• _TASK DESCRIPTION_
Give the material once more, word for word, without any images.

• _PROVIDED MATERIAL_
● ● ●

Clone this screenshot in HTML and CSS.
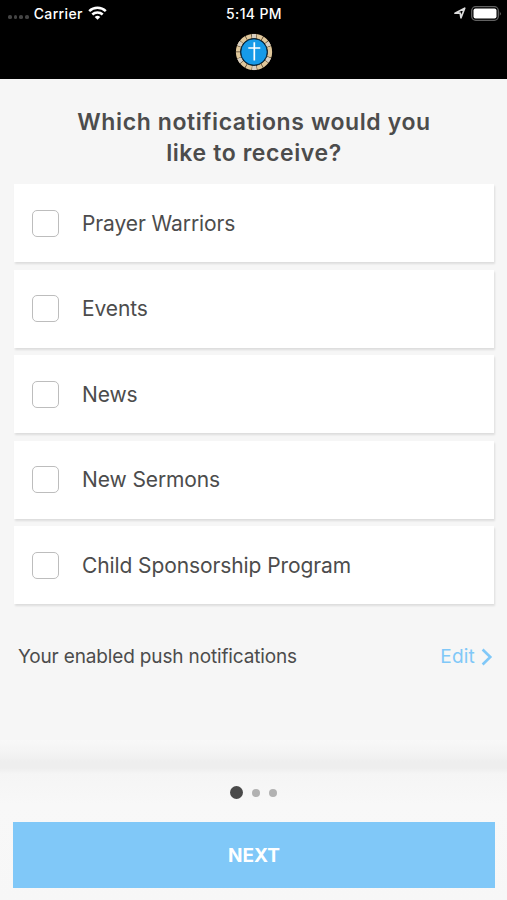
FILE: index.html
```html
<!DOCTYPE html>
<html lang="en">
<head>
  <meta charset="UTF-8">
  <meta name="viewport" content="width=device-width, initial-scale=1.0">
  <title>Notifications</title>
  <link rel="stylesheet" href="styles.css">
</head>
<body>
  <header>
    <div class="status-bar">
      <div class="carrier">
        <span class="signal"><i></i><i></i><i></i><i></i></span>
        <span class="carrier-name">Carrier</span>
        <svg class="wifi" width="19" height="14" viewBox="0 0 19 14" fill="none" stroke="#fff" stroke-width="2.5">
          <path d="M1.2 5.2C5.8 .7 13.2 .7 17.8 5.2"/>
          <path d="M4.3 8.5C7.2 5.7 11.8 5.7 14.7 8.5"/>
          <path d="M9.5 13.8L6.7 11Q9.5 8.7 12.3 11Z" fill="#fff" stroke="none"/>
        </svg>
      </div>
      <div class="time">5:14 PM</div>
      <div class="battery">
        <svg width="12" height="12" viewBox="0 0 12 12" fill="none" stroke="#ddd" stroke-width="1.7" stroke-linejoin="round">
          <path d="M1 6.2L10.7 1.2L7 10.8L6.2 6.2Z"/>
        </svg>
        <svg width="31" height="15" viewBox="0 0 31 15">
          <rect x=".7" y=".7" width="26.6" height="13.6" rx="4" fill="none" stroke="#626262" stroke-width="1.3"/>
          <rect x="2.5" y="2.5" width="23" height="10" rx="2" fill="#fff"/>
          <path d="M28.8 5.2Q30.6 7.5 28.8 9.8Z" fill="#777"/>
        </svg>
      </div>
    </div>
    <svg class="logo" width="38" height="38" viewBox="0 0 38 38">
      <circle cx="19" cy="19" r="16" fill="none" stroke="#4b3b29" stroke-width="4.4"/>
      <circle cx="19" cy="19" r="16" fill="none" stroke="#dfc79b" stroke-width="4.2" stroke-dasharray="5 .7 4.2 .6 5.6 .7"/>
      <circle cx="19" cy="19" r="16" fill="none" stroke="#d6cec2" stroke-width="4" stroke-dasharray="4.2 12.6" stroke-dashoffset="-5.7"/>
      <circle cx="19" cy="19" r="13.2" fill="#169ae8" stroke="#062f4b" stroke-width="1"/>
      <path d="M19.3 9.3V27.5M13.3 15H25.3" stroke="#fff" stroke-width="1.7"/>
    </svg>
  </header>
  <main>
    <h1>Which notifications would you<br>like to receive?</h1>
    <div class="options">
      <label class="option"><input type="checkbox"><span>Prayer Warriors</span></label>
      <label class="option"><input type="checkbox"><span>Events</span></label>
      <label class="option"><input type="checkbox"><span>News</span></label>
      <label class="option"><input type="checkbox"><span>New Sermons</span></label>
      <label class="option"><input type="checkbox"><span>Child Sponsorship Program</span></label>
    </div>
    <div class="enabled">
      <span>Your enabled push notifications</span>
      <a class="edit">Edit
        <svg width="12" height="18" viewBox="0 0 12 18" fill="none" stroke="#80c8f8" stroke-width="2.6">
          <path d="M1.6 1.5L9.3 9L1.6 16.5"/>
        </svg>
      </a>
    </div>
  </main>
  <footer>
    <div class="dots"><i class="active"></i><i></i><i></i></div>
    <button class="next">NEXT</button>
  </footer>
</body>
</html>
```
FILE: styles.css
```css
* {
  box-sizing: border-box;
}
body {
  margin: 0;
  height: 900px;
  display: flex;
  flex-direction: column;
  overflow: hidden;
  background-color: #f6f6f6;
  color: #4c4c4c;
  font-family: Inter, "Liberation Sans", sans-serif;
}
header {
  height: 79px;
  background-color: #000;
  color: #fff;
  text-align: center;
}
.status-bar {
  display: grid;
  grid-template-columns: 1fr auto 1fr;
  align-items: center;
  height: 26px;
  padding: 0 5px 0 8px;
  font-size: 14px;
  font-weight: 500;
  letter-spacing: 0.35px;
}
.carrier {
  display: flex;
  align-items: center;
}
.signal {
  display: flex;
  gap: 2px;
  margin: 8px 5px 0 0;
}
.signal i {
  width: 3.7px;
  height: 3.7px;
  border-radius: 50%;
  background-color: #444;
}
.wifi {
  margin-left: 5px;
}
.time {
  margin-right: 2px;
}
.battery {
  display: flex;
  justify-content: flex-end;
  align-items: center;
  gap: 5px;
}
.logo {
  display: block;
  margin: 7px auto 0;
}
main {
  flex: 1;
  padding: 28px 13px 0 14px;
}
h1 {
  margin: 0 0 15px;
  font-size: 23px;
  line-height: 31px;
  font-weight: 600;
  letter-spacing: 0.6px;
  text-align: center;
}
.options {
  display: flex;
  flex-direction: column;
  gap: 7.5px;
}
.option {
  display: flex;
  align-items: center;
  height: 78px;
  padding-left: 18px;
  background-color: #fff;
  box-shadow: 1px 2px 2px rgba(0, 0, 0, 0.1);
  font-size: 21px;
  letter-spacing: -0.1px;
}
.option input {
  appearance: none;
  width: 27px;
  height: 27px;
  margin: 0 23px 0 0;
  border: 1.5px solid #bdbdbd;
  border-radius: 5px;
  background-color: #fff;
}
.enabled {
  display: flex;
  justify-content: space-between;
  align-items: center;
  margin-top: 41px;
  padding: 0 1px 0 4px;
  font-size: 19px;
  letter-spacing: -0.15px;
}
.edit {
  display: flex;
  align-items: center;
  gap: 6px;
  color: #80c8f8;
  letter-spacing: 0.2px;
}
footer {
  height: 160px;
  padding: 46px 12px 0 13px;
  background: linear-gradient(#f8f8f8, #f3f3f3 14px, #eeeeee 22px, #eeeeee 28px, #f5f5f5 34px, #f8f8f8 65px, #f7f7f7);
}
.dots {
  display: flex;
  justify-content: center;
  align-items: center;
  gap: 9px;
  height: 13px;
  margin-right: 1px;
}
.dots i {
  width: 8px;
  height: 8px;
  border-radius: 50%;
  background-color: #b2b2b2;
}
.dots .active {
  width: 13px;
  height: 13px;
  background-color: #4a4a4a;
}
.next {
  display: block;
  width: 100%;
  height: 66px;
  margin-top: 23px;
  border: none;
  background-color: #80c8f8;
  color: #fff;
  font-family: inherit;
  font-size: 19px;
  font-weight: 700;
}
```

● ● ●

• _RESULT OF THIS TASK_
Clone this screenshot in HTML and CSS.
FILE: index.html
```html
<!DOCTYPE html>
<html lang="en">
<head>
  <meta charset="UTF-8">
  <meta name="viewport" content="width=device-width, initial-scale=1.0">
  <title>Notifications</title>
  <link rel="stylesheet" href="styles.css">
</head>
<body>
  <header>
    <div class="status-bar">
      <div class="carrier">
        <span class="signal"><i></i><i></i><i></i><i></i></span>
        <span class="carrier-name">Carrier</span>
        <svg class="wifi" width="19" height="14" viewBox="0 0 19 14" fill="none" stroke="#fff" stroke-width="2.5">
          <path d="M1.2 5.2C5.8 .7 13.2 .7 17.8 5.2"/>
          <path d="M4.3 8.5C7.2 5.7 11.8 5.7 14.7 8.5"/>
          <path d="M9.5 13.8L6.7 11Q9.5 8.7 12.3 11Z" fill="#fff" stroke="none"/>
        </svg>
      </div>
      <div class="time">5:14 PM</div>
      <div class="battery">
        <svg width="12" height="12" viewBox="0 0 12 12" fill="none" stroke="#ddd" stroke-width="1.7" stroke-linejoin="round">
          <path d="M1 6.2L10.7 1.2L7 10.8L6.2 6.2Z"/>
        </svg>
        <svg width="31" height="15" viewBox="0 0 31 15">
          <rect x=".7" y=".7" width="26.6" height="13.6" rx="4" fill="none" stroke="#626262" stroke-width="1.3"/>
          <rect x="2.5" y="2.5" width="23" height="10" rx="2" fill="#fff"/>
          <path d="M28.8 5.2Q30.6 7.5 28.8 9.8Z" fill="#777"/>
        </svg>
      </div>
    </div>
    <svg class="logo" width="38" height="38" viewBox="0 0 38 38">
      <circle cx="19" cy="19" r="16" fill="none" stroke="#4b3b29" stroke-width="4.4"/>
      <circle cx="19" cy="19" r="16" fill="none" stroke="#dfc79b" stroke-width="4.2" stroke-dasharray="5 .7 4.2 .6 5.6 .7"/>
      <circle cx="19" cy="19" r="16" fill="none" stroke="#d6cec2" stroke-width="4" stroke-dasharray="4.2 12.6" stroke-dashoffset="-5.7"/>
      <circle cx="19" cy="19" r="13.2" fill="#169ae8" stroke="#062f4b" stroke-width="1"/>
      <path d="M19.3 9.3V27.5M13.3 15H25.3" stroke="#fff" stroke-width="1.7"/>
    </svg>
  </header>
  <main>
    <h1>Which notifications would you<br>like to receive?</h1>
    <div class="options">
      <label class="option"><input type="checkbox"><span>Prayer Warriors</span></label>
      <label class="option"><input type="checkbox"><span>Events</span></label>
      <label class="option"><input type="checkbox"><span>News</span></label>
      <label class="option"><input type="checkbox"><span>New Sermons</span></label>
      <label class="option"><input type="checkbox"><span>Child Sponsorship Program</span></label>
    </div>
    <div class="enabled">
      <span>Your enabled push notifications</span>
      <a class="edit">Edit
        <svg width="12" height="18" viewBox="0 0 12 18" fill="none" stroke="#80c8f8" stroke-width="2.6">
          <path d="M1.6 1.5L9.3 9L1.6 16.5"/>
        </svg>
      </a>
    </div>
  </main>
  <footer>
    <div class="dots"><i class="active"></i><i></i><i></i></div>
    <button class="next">NEXT</button>
  </footer>
</body>
</html>
```
FILE: styles.css
```css
* {
  box-sizing: border-box;
}
body {
  margin: 0;
  height: 900px;
  display: flex;
  flex-direction: column;
  overflow: hidden;
  background-color: #f6f6f6;
  color: #4c4c4c;
  font-family: Inter, "Liberation Sans", sans-serif;
}
header {
  height: 79px;
  background-color: #000;
  color: #fff;
  text-align: center;
}
.status-bar {
  display: grid;
  grid-template-columns: 1fr auto 1fr;
  align-items: center;
  height: 26px;
  padding: 0 5px 0 8px;
  font-size: 14px;
  font-weight: 500;
  letter-spacing: 0.35px;
}
.carrier {
  display: flex;
  align-items: center;
}
.signal {
  display: flex;
  gap: 2px;
  margin: 8px 5px 0 0;
}
.signal i {
  width: 3.7px;
  height: 3.7px;
  border-radius: 50%;
  background-color: #444;
}
.wifi {
  margin-left: 5px;
}
.time {
  margin-right: 2px;
}
.battery {
  display: flex;
  justify-content: flex-end;
  align-items: center;
  gap: 5px;
}
.logo {
  display: block;
  margin: 7px auto 0;
}
main {
  flex: 1;
  padding: 28px 13px 0 14px;
}
h1 {
  margin: 0 0 15px;
  font-size: 23px;
  line-height: 31px;
  font-weight: 600;
  letter-spacing: 0.6px;
  text-align: center;
}
.options {
  display: flex;
  flex-direction: column;
  gap: 7.5px;
}
.option {
  display: flex;
  align-items: center;
  height: 78px;
  padding-left: 18px;
  background-color: #fff;
  box-shadow: 1px 2px 2px rgba(0, 0, 0, 0.1);
  font-size: 21px;
  letter-spacing: -0.1px;
}
.option input {
  appearance: none;
  width: 27px;
  height: 27px;
  margin: 0 23px 0 0;
  border: 1.5px solid #bdbdbd;
  border-radius: 5px;
  background-color: #fff;
}
.enabled {
  display: flex;
  justify-content: space-between;
  align-items: center;
  margin-top: 41px;
  padding: 0 1px 0 4px;
  font-size: 19px;
  letter-spacing: -0.15px;
}
.edit {
  display: flex;
  align-items: center;
  gap: 6px;
  color: #80c8f8;
  letter-spacing: 0.2px;
}
footer {
  height: 160px;
  padding: 46px 12px 0 13px;
  background: linear-gradient(#f8f8f8, #f3f3f3 14px, #eeeeee 22px, #eeeeee 28px, #f5f5f5 34px, #f8f8f8 65px, #f7f7f7);
}
.dots {
  display: flex;
  justify-content: center;
  align-items: center;
  gap: 9px;
  height: 13px;
  margin-right: 1px;
}
.dots i {
  width: 8px;
  height: 8px;
  border-radius: 50%;
  background-color: #b2b2b2;
}
.dots .active {
  width: 13px;
  height: 13px;
  background-color: #4a4a4a;
}
.next {
  display: block;
  width: 100%;
  height: 66px;
  margin-top: 23px;
  border: none;
  background-color: #80c8f8;
  color: #fff;
  font-family: inherit;
  font-size: 19px;
  font-weight: 700;
}
```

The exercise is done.